Geography
- Location: Karachi, Sindh, Pakistan

Organisation
- Affiliated university: College of Physicians and Surgeons of Pakistan Karachi Metropolitan University

Services
- Beds: 850

History
- Founded: 1974

Links
- Website: http://kmdc.edu.pk/abbassi-shaheed-hospital/

= Abbasi Shaheed Hospital =

Hospital in Karachi, Pakistan

Abbasi Shaheed Hospital is a teaching hospital located in Paposh Nagar neighborhood of Nazimabad, Karachi, Sindh, Pakistan. It is currently the teaching hospital for Karachi Metropolitan University (KM&DC).

==History==
The hospital was constructed in the early 1970s and serves the residents of northern part of the city (Nazimabad, North Nazimabad, North Karachi, F. B. Area, Orangi Town etc.) with an estimated population of nearly 1 million.
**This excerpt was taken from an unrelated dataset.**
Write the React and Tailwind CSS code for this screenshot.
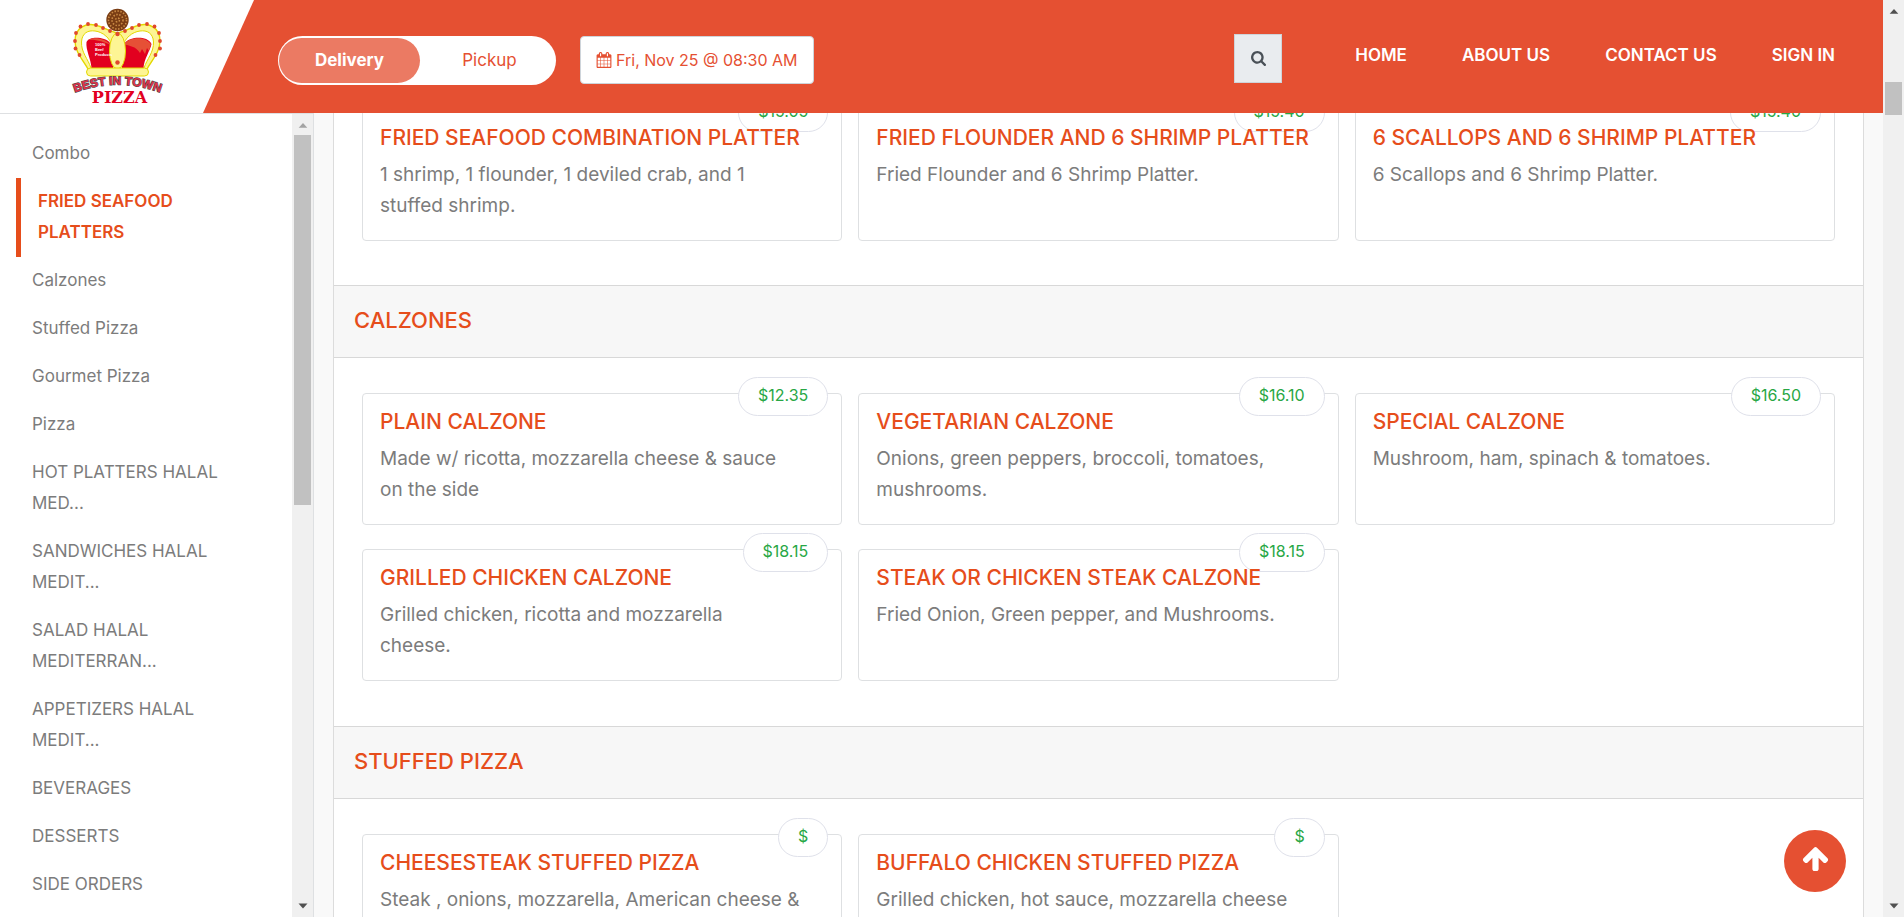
const SIDEBAR = [
  'Combo',
  'FRIED SEAFOOD PLATTERS',
  'Calzones',
  'Stuffed Pizza',
  'Gourmet Pizza',
  'Pizza',
  'HOT PLATTERS HALAL MED...',
  'SANDWICHES HALAL MEDIT...',
  'SALAD HALAL MEDITERRAN...',
  'APPETIZERS HALAL MEDIT...',
  'BEVERAGES',
  'DESSERTS',
  'SIDE ORDERS',
];
const ACTIVE = 'FRIED SEAFOOD PLATTERS';

const SECTIONS = [
  {
    title: 'CALZONES',
    items: [
      ['PLAIN CALZONE', '$12.35', 'Made w/ ricotta, mozzarella cheese & sauce\non the side'],
      ['VEGETARIAN CALZONE', '$16.10', 'Onions, green peppers, broccoli, tomatoes,\nmushrooms.'],
      ['SPECIAL CALZONE', '$16.50', 'Mushroom, ham, spinach & tomatoes.'],
      ['GRILLED CHICKEN CALZONE', '$18.15', 'Grilled chicken, ricotta and mozzarella\ncheese.'],
      ['STEAK OR CHICKEN STEAK CALZONE', '$18.15', 'Fried Onion, Green pepper, and Mushrooms.'],
    ],
  },
  {
    title: 'STUFFED PIZZA',
    items: [
      ['CHEESESTEAK STUFFED PIZZA', '$', 'Steak , onions, mozzarella, American cheese &\nsauce.'],
      ['BUFFALO CHICKEN STUFFED PIZZA', '$', 'Grilled chicken, hot sauce, mozzarella cheese\nand sauce.'],
    ],
  },
];

const SEAFOOD = [
  ['FRIED SEAFOOD COMBINATION PLATTER', '$15.05', '1 shrimp, 1 flounder, 1 deviled crab, and 1\nstuffed shrimp.'],
  ['FRIED FLOUNDER AND 6 SHRIMP PLATTER', '$15.40', 'Fried Flounder and 6 Shrimp Platter.'],
  ['6 SCALLOPS AND 6 SHRIMP PLATTER', '$15.40', '6 Scallops and 6 Shrimp Platter.'],
];

function Card({ item: [name, price, text] }) {
  return (
    <article className="relative rounded border border-[#dee0e2] bg-white px-[17px] pt-[14px] pb-[14px]">
      <span className="absolute right-[13px] -top-[17px] flex h-[39px] items-center rounded-full border border-[#dfe1ea] bg-white px-[19px] pb-1 text-[16px] text-[#28a745]">
        {price}
      </span>
      <h3 className="relative text-[21px] leading-[28px] font-medium text-[#e64d1b]">{name}</h3>
      <p className="mt-[7px] mb-[5px] min-h-[62px] text-[19px] leading-[31px] whitespace-pre-line text-[#7c7c7c]">{text}</p>
    </article>
  );
}

function Cards({ items }) {
  return (
    <div className="grid grid-cols-3 gap-x-4 gap-y-6 px-7">
      {items.map((item) => (
        <Card key={item[0]} item={item} />
      ))}
    </div>
  );
}

function Scrollbar({ className, thumb, upColor }) {
  return (
    <div aria-hidden="true" className={'flex shrink-0 flex-col items-center bg-[#f0f0f0] ' + className}>
      <svg viewBox="0 0 20 22" className={'h-[21px] w-5 shrink-0 ' + upColor}>
        <path d="M5.500 14.500 10 9.500l4.500 5z" fill="currentColor" />
      </svg>
      <div className={'w-[17px] bg-[#c1c1c1] ' + thumb} />
      <svg viewBox="0 0 20 22" className="mt-auto h-[22px] w-5 shrink-0 text-[#505050]">
        <path d="M5.500 8.500h9L10 13.500z" fill="currentColor" />
      </svg>
    </div>
  );
}

const BEADS = [
  [80.500, 26.500], [88, 24], [96, 25], [103, 28], [110, 31], [76, 33], [75, 41], [75.500, 48.500], [79.500, 55],
  [154.500, 26.500], [147, 24], [139, 25], [132, 28], [125, 31], [159, 33], [160, 41], [160, 48.500], [155.500, 55],
];

function Logo() {
  return (
    <svg viewBox="70 5 94 102" className="h-[102px] w-[94px]" role="img" aria-label="Best in Town Pizza">
      <defs>
        <path id="arc" d="M75 92.500 Q117 77 160 92.500" />
      </defs>
      <path
        d="M88 69 C83 60 75 52 75 41 C75 28 85 23 95 25 C104 27 110 32 117.500 33 C125 32 131 27 140 25 C150 23 160 28 160 41 C160 52 152 60 147 69 Z"
        fill="#fdf594" stroke="#e3d800" strokeWidth="1.400"
      />
      <path
        d="M91 68 C88 59 81 52 81.500 42 C82 33 88 30 95 31 C103 32 110 38 112 46 V68 Z M144 68 C147 59 154 52 153.500 42 C153 33 147 30 140 31 C132 32 125 38 123 46 V68 Z"
        fill="#fff" stroke="#e3d800"
      />
      <path
        d="M91.500 68 C91 59 85.500 50 86.500 42 C89 37 98 37 104 39 C110 41 112 45 113 50 V68 Z M143.500 68 C144 59 150.500 50 151.500 44 C148 37 137 37 131 39 C125 41 123 45 122 50 V68 Z"
        fill="#e2001f"
      />
      <path
        d="M88 40 C94 36 106 39 111 45 C104 42 95 39 88 40 Z M124 44 C129 38 143 35 151 44 L149 51 L147 48 L145 54 L142 49 L140 53 C136 46 129 46 124 44 Z"
        fill="#e65036"
      />
      <ellipse cx="117.500" cy="51" rx="8" ry="18" fill="#fdf594" stroke="#e3d800" />
      <rect x="86.500" y="68" width="62" height="8" rx="4" fill="#fdf594" stroke="#e3d800" />
      {BEADS.map(([x, y]) => (
        <circle key={x + ',' + y} cx={x} cy={y} r="1.900" fill="#e0482c" />
      ))}
      <circle cx="117.500" cy="34" r="2.200" fill="#e0482c" />
      <circle cx="117.500" cy="62.500" r="2.200" fill="#e0482c" />
      <circle cx="117.500" cy="20" r="11.200" fill="#7a3d14" />
      <circle cx="117.500" cy="20" r="9" fill="none" stroke="#c98a45" strokeWidth="1.600" strokeDasharray="1.500 1.500" />
      <circle cx="117.500" cy="20" r="5.500" fill="none" stroke="#c98a45" strokeWidth="1.600" strokeDasharray="1.500 1.500" />
      <circle cx="117.500" cy="20" r="2" fill="none" stroke="#c98a45" strokeWidth="1.500" strokeDasharray="1.500 1.500" />
      <g fill="#fff" fontSize="4" fontWeight="700" fontFamily="Liberation Sans, sans-serif">
        <text x="95" y="46">100%</text>
        <text x="95" y="51">Beef</text>
        <text x="95" y="56">Products</text>
      </g>
      <text
        fontSize="12" fontWeight="700" fontFamily="Liberation Sans, sans-serif" textAnchor="middle"
        fill="#e0334a" stroke="#4a4446" strokeWidth="1.200" paintOrder="stroke"
      >
        <textPath href="#arc" startOffset="50%">BEST IN TOWN</textPath>
      </text>
      <text x="119.500" y="102.500" fill="#e2001f" fontSize="16" fontWeight="700" fontFamily="DejaVu Serif, serif" textAnchor="middle">
        PIZZA
      </text>
    </svg>
  );
}

function Header() {
  return (
    <header className="relative z-20 flex h-[113px] shrink-0 bg-[#e55032]">
      <div className="w-[254px] shrink-0 bg-white pl-[70px] pt-[5px] [clip-path:polygon(0_0,100%_0,203px_100%,0_100%)]">
        <a href="#home" className="block w-[94px]"><Logo /></a>
      </div>
      <div className="ml-6 mt-9 flex h-[49px] shrink-0 rounded-full bg-white p-px text-[17px]">
        <button type="button" className="my-px w-[141px] rounded-full bg-[#eb7a63] font-bold text-white">Delivery</button>
        <button type="button" className="w-[135px] rounded-full pl-1 text-[#e55032]">Pickup</button>
      </div>
      <button type="button" className="ml-6 mt-9 flex h-12 shrink-0 items-center gap-1 rounded border border-[#ced4da] bg-white px-[15px] text-[16px] text-[#e55032]">
        <svg viewBox="0 0 1792 1792" className="size-4" fill="currentColor" aria-hidden="true">
          <path d="M192 1664h288v-288h-288v288zm352 0h320v-288h-320v288zm-352-352h288v-320h-288v320zm352 0h320v-320h-320v320zm-352-384h288v-288h-288v288zm736 736h320v-288h-320v288zm-384-736h320v-288h-320v288zm768 736h288v-288h-288v288zm-384-352h320v-320h-320v320zm-352-864v-288q0-13-9.500-22.500t-22.500-9.500h-64q-13 0-22.500 9.500t-9.500 22.500v288q0 13 9.500 22.500t22.500 9.500h64q13 0 22.500-9.500t9.500-22.500zm736 864h288v-320h-288v320zm-384-384h320v-288h-320v288zm384 0h288v-288h-288v288zm32-480v-288q0-13-9.500-22.500t-22.500-9.500h-64q-13 0-22.500 9.500t-9.500 22.500v288q0 13 9.500 22.500t22.500 9.500h64q13 0 22.500-9.500t9.500-22.500zm384-64v1280q0 52-38 90t-90 38h-1408q-52 0-90-38t-38-90v-1280q0-52 38-90t90-38h128v-96q0-66 47-113t113-47h64q66 0 113 47t47 113v96h384v-96q0-66 47-113t113-47h64q66 0 113 47t47 113v96h128q52 0 90 38t38 90z" />
        </svg>
        Fri, Nov 25 @ 08:30 AM
      </button>
      <div className="ml-auto flex items-start pr-12">
        <button type="button" aria-label="Search" className="mt-[34px] flex h-[49px] w-12 items-center justify-center border border-[#ced4da] bg-[#e9ecef] text-[#495057]">
          <svg viewBox="0 0 1664 1664" className="size-[15px]" fill="currentColor" aria-hidden="true">
            <path d="M1152 704q0-185-131.500-316.500T704 256 387.500 387.500 256 704t131.500 316.500T704 1152t316.500-131.500T1152 704zm512 832q0 52-38 90t-90 38q-54 0-90-38l-343-342q-179 124-399 124-143 0-273.500-55.500t-225-150-150-225T0 704t55.500-273.500 150-225 225-150T704 0t273.500 55.500 225 150 150 225T1408 704q0 220-124 399l343 343q37 37 37 90z" />
          </svg>
        </button>
        <nav className="ml-[73px] mt-[43px] flex gap-[55px] text-[17px] leading-6 font-semibold text-white">
          <a href="#home">HOME</a>
          <a href="#about">ABOUT US</a>
          <a href="#contact">CONTACT US</a>
          <a href="#signin">SIGN IN</a>
        </nav>
      </div>
    </header>
  );
}

export default function App() {
  return (
    <div className="flex h-screen overflow-hidden bg-[#f9f9f9] font-[Inter,sans-serif]">
      <div className="relative flex min-w-0 flex-1 flex-col">
        <Header />
        <div className="flex min-h-0 flex-1">
          <aside className="flex w-[314px] shrink-0 border-t border-r border-[#dee0e2] bg-white">
            <nav className="min-w-0 flex-1 overflow-hidden pt-4 pr-14 pl-4 text-[17px] leading-[31px] text-[#7c7c7c]">
              {SIDEBAR.map((name) => (
                <a
                  key={name}
                  href="#menu"
                  className={
                    name === ACTIVE
                      ? 'block border-l-[5px] border-[#e64d1b] pt-2 pr-4 pb-[9px] pl-[17px] font-semibold text-[#e64d1b]'
                      : 'block pt-2 pb-[9px] pl-4'
                  }
                >
                  {name}
                </a>
              ))}
            </nav>
            <Scrollbar className="w-[21px]" thumb="h-[370px]" upColor="text-[#a3a3a3]" />
          </aside>
          <main className="mx-[19px] min-w-0 flex-1 overflow-hidden">
            <div className="-mt-1 border-x border-[#dcdcdc] bg-white">
              <section className="pb-11">
                <Cards items={SEAFOOD} />
              </section>
              {SECTIONS.map((s) => (
                <section key={s.title} className="pb-[45px]">
                  <h2 className="mb-[35px] flex h-[73px] items-center border-y border-[#d8d8d8] bg-[#f7f7f7] px-5 pb-[2px] text-[22px] font-medium text-[#e64d1b]">
                    {s.title}
                  </h2>
                  <Cards items={s.items} />
                </section>
              ))}
            </div>
          </main>
        </div>
        <button type="button" aria-label="Back to top" className="absolute right-[37px] bottom-[25px] flex size-[62px] items-center justify-center rounded-full bg-[#e55032] pb-[6px] text-white">
          <svg viewBox="0 0 1792 1792" className="size-[29px]" fill="currentColor" aria-hidden="true">
            <path d="M1675 971q0 51-37 90l-75 75q-38 38-91 38-54 0-90-38l-294-293v704q0 52-37.500 84.500t-90.500 32.500h-128q-53 0-90.500-32.500t-37.500-84.500v-704l-294 293q-36 38-90 38t-90-38l-75-75q-38-38-38-90 0-53 38-91l651-651q35-37 90-37 54 0 91 37l651 651q37 39 37 91z" />
          </svg>
        </button>
      </div>
      <Scrollbar className="w-[21px]" thumb="mt-[61px] h-[33px]" upColor="text-[#505050]" />
    </div>
  );
}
It is the Karachi's 3rd largest government hospital after Jinnah Postgraduate Medical Centre (JPMC) and Civil Hospital.

This hospital was constructed by the city government during the tenure of Prime minister Zulfikar Ali Bhutto, in the name of Major Ziauddin Abbasi who sacrificed his life in the 1965 war between Pakistan and India.